One would expect that Parliament and government, in a healthy and democratic set-up and as representative institutions of the people’s democratic will, should not be at odds with the people. 

What is happening now is not conducive to building mutual trust.

What we have in front of us is a chaotic scene where the people’s voice, when denied the democratic pathways to expression, reverted to street demonstrations and media protestations, appealing to the King directly, in order to be heard.

The government, in this environment, is unable to build solid bridges of communication with the people, and Parliament is not seen as representing the people and so it, too, has lost its political role as an institution that, in normal circumstances, would have acted as the venue to deliver the political parties’ programmes and legislate those programmes into laws. And political parties, faced with the reality of paralysed institutions and a debilitating legislative environment around elections, do not know how to take up their role as the organising tools for people’s priorities and political aspirations.
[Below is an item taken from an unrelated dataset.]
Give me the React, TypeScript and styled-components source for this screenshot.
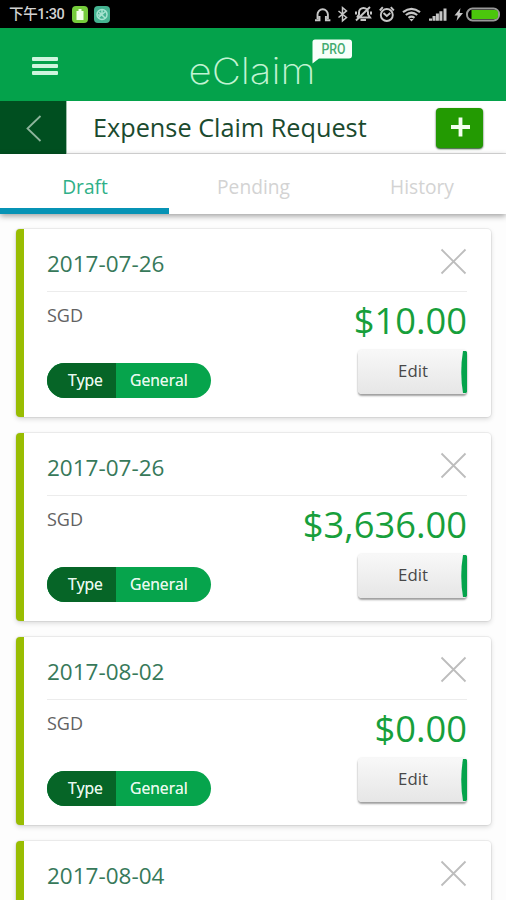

It is, therefore, critical that the government and Parliament take immediate steps to restore order and logical processes to the political scene. They must take the plunge now and launch a serious political reform process that signals, once and for all, that they trust Jordanians to scrutinise them, hold them accountable and eventually validate and legitimise them as institutions first, and as individuals second.

Averting a crisis today cannot happen through security measures alone. It needs a parallel political process to restore political legitimacy of our institutions, and with that the government can, and should, absolutely lay the law and ask people to walk within its parameters.